Exactly as written, quote every line that follows, skipping the images.
******************************
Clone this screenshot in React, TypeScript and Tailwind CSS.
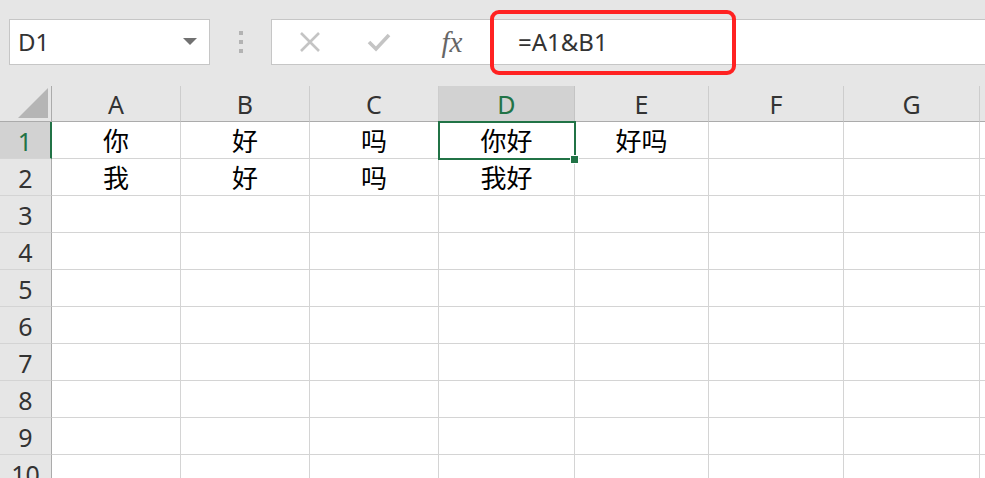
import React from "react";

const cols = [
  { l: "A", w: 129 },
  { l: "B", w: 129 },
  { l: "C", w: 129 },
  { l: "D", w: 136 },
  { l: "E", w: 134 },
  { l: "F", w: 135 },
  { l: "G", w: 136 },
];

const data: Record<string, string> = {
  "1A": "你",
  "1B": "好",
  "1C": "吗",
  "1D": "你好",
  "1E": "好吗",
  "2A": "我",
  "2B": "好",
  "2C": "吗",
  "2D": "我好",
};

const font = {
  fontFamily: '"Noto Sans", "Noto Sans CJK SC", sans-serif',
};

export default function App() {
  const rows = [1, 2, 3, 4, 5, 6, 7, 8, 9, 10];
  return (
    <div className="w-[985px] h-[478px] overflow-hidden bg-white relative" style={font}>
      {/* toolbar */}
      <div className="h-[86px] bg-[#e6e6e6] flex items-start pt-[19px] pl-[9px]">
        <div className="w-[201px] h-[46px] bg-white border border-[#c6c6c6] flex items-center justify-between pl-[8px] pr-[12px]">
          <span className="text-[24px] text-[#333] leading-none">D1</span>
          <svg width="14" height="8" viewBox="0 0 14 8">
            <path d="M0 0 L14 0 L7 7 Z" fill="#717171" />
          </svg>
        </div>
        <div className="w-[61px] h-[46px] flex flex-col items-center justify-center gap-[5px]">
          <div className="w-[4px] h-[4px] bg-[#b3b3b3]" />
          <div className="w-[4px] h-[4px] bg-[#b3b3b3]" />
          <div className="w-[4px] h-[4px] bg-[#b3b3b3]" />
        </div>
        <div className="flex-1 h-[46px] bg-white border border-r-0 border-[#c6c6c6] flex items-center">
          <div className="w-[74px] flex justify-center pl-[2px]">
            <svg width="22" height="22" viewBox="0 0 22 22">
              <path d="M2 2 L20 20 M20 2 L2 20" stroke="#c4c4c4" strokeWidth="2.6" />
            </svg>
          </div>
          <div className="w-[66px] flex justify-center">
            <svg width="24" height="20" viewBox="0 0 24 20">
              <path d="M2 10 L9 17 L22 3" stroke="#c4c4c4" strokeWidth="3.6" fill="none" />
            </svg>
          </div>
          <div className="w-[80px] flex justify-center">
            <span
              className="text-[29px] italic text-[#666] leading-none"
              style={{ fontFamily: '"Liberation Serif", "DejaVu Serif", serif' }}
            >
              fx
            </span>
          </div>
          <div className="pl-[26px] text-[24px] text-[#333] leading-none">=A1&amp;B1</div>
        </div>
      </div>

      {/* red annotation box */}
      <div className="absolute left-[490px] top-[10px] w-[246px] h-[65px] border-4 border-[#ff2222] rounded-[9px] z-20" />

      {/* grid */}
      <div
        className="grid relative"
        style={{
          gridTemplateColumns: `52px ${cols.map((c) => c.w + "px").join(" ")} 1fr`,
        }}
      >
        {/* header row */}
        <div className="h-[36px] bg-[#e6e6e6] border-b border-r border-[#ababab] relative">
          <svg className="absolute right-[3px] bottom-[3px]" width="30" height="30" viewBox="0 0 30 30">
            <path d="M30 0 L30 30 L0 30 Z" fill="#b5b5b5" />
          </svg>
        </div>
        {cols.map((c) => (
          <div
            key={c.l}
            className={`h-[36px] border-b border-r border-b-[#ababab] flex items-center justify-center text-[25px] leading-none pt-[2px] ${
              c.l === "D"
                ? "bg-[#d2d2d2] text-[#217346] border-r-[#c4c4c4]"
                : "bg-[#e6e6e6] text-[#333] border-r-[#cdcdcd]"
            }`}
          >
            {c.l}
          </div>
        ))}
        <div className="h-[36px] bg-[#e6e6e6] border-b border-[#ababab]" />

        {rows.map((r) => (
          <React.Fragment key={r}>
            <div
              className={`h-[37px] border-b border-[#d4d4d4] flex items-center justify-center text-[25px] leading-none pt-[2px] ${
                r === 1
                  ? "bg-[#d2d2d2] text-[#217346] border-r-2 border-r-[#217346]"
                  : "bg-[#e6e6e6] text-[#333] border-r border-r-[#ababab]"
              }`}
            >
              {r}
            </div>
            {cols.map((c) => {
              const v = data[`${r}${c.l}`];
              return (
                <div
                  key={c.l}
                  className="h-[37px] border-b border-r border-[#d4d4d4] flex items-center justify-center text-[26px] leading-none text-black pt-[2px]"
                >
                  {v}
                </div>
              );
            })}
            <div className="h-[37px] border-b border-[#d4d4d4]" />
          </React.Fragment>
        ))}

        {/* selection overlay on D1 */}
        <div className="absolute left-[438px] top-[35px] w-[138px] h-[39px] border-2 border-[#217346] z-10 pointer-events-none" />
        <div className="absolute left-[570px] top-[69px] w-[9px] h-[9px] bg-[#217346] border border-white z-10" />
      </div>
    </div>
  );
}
******************************
• **Solution to this problem**
Clone this screenshot in React, TypeScript and Tailwind CSS.
import React from "react";

const cols = [
  { l: "A", w: 129 },
  { l: "B", w: 129 },
  { l: "C", w: 129 },
  { l: "D", w: 136 },
  { l: "E", w: 134 },
  { l: "F", w: 135 },
  { l: "G", w: 136 },
];

const data: Record<string, string> = {
  "1A": "你",
  "1B": "好",
  "1C": "吗",
  "1D": "你好",
  "1E": "好吗",
  "2A": "我",
  "2B": "好",
  "2C": "吗",
  "2D": "我好",
};

const font = {
  fontFamily: '"Noto Sans", "Noto Sans CJK SC", sans-serif',
};

export default function App() {
  const rows = [1, 2, 3, 4, 5, 6, 7, 8, 9, 10];
  return (
    <div className="w-[985px] h-[478px] overflow-hidden bg-white relative" style={font}>
      {/* toolbar */}
      <div className="h-[86px] bg-[#e6e6e6] flex items-start pt-[19px] pl-[9px]">
        <div className="w-[201px] h-[46px] bg-white border border-[#c6c6c6] flex items-center justify-between pl-[8px] pr-[12px]">
          <span className="text-[24px] text-[#333] leading-none">D1</span>
          <svg width="14" height="8" viewBox="0 0 14 8">
            <path d="M0 0 L14 0 L7 7 Z" fill="#717171" />
          </svg>
        </div>
        <div className="w-[61px] h-[46px] flex flex-col items-center justify-center gap-[5px]">
          <div className="w-[4px] h-[4px] bg-[#b3b3b3]" />
          <div className="w-[4px] h-[4px] bg-[#b3b3b3]" />
          <div className="w-[4px] h-[4px] bg-[#b3b3b3]" />
        </div>
        <div className="flex-1 h-[46px] bg-white border border-r-0 border-[#c6c6c6] flex items-center">
          <div className="w-[74px] flex justify-center pl-[2px]">
            <svg width="22" height="22" viewBox="0 0 22 22">
              <path d="M2 2 L20 20 M20 2 L2 20" stroke="#c4c4c4" strokeWidth="2.6" />
            </svg>
          </div>
          <div className="w-[66px] flex justify-center">
            <svg width="24" height="20" viewBox="0 0 24 20">
              <path d="M2 10 L9 17 L22 3" stroke="#c4c4c4" strokeWidth="3.6" fill="none" />
            </svg>
          </div>
          <div className="w-[80px] flex justify-center">
            <span
              className="text-[29px] italic text-[#666] leading-none"
              style={{ fontFamily: '"Liberation Serif", "DejaVu Serif", serif' }}
            >
              fx
            </span>
          </div>
          <div className="pl-[26px] text-[24px] text-[#333] leading-none">=A1&amp;B1</div>
        </div>
      </div>

      {/* red annotation box */}
      <div className="absolute left-[490px] top-[10px] w-[246px] h-[65px] border-4 border-[#ff2222] rounded-[9px] z-20" />

      {/* grid */}
      <div
        className="grid relative"
        style={{
          gridTemplateColumns: `52px ${cols.map((c) => c.w + "px").join(" ")} 1fr`,
        }}
      >
        {/* header row */}
        <div className="h-[36px] bg-[#e6e6e6] border-b border-r border-[#ababab] relative">
          <svg className="absolute right-[3px] bottom-[3px]" width="30" height="30" viewBox="0 0 30 30">
            <path d="M30 0 L30 30 L0 30 Z" fill="#b5b5b5" />
          </svg>
        </div>
        {cols.map((c) => (
          <div
            key={c.l}
            className={`h-[36px] border-b border-r border-b-[#ababab] flex items-center justify-center text-[25px] leading-none pt-[2px] ${
              c.l === "D"
                ? "bg-[#d2d2d2] text-[#217346] border-r-[#c4c4c4]"
                : "bg-[#e6e6e6] text-[#333] border-r-[#cdcdcd]"
            }`}
          >
            {c.l}
          </div>
        ))}
        <div className="h-[36px] bg-[#e6e6e6] border-b border-[#ababab]" />

        {rows.map((r) => (
          <React.Fragment key={r}>
            <div
              className={`h-[37px] border-b border-[#d4d4d4] flex items-center justify-center text-[25px] leading-none pt-[2px] ${
                r === 1
                  ? "bg-[#d2d2d2] text-[#217346] border-r-2 border-r-[#217346]"
                  : "bg-[#e6e6e6] text-[#333] border-r border-r-[#ababab]"
              }`}
            >
              {r}
            </div>
            {cols.map((c) => {
              const v = data[`${r}${c.l}`];
              return (
                <div
                  key={c.l}
                  className="h-[37px] border-b border-r border-[#d4d4d4] flex items-center justify-center text-[26px] leading-none text-black pt-[2px]"
                >
                  {v}
                </div>
              );
            })}
            <div className="h-[37px] border-b border-[#d4d4d4]" />
          </React.Fragment>
        ))}

        {/* selection overlay on D1 */}
        <div className="absolute left-[438px] top-[35px] w-[138px] h-[39px] border-2 border-[#217346] z-10 pointer-events-none" />
        <div className="absolute left-[570px] top-[69px] w-[9px] h-[9px] bg-[#217346] border border-white z-10" />
      </div>
    </div>
  );
}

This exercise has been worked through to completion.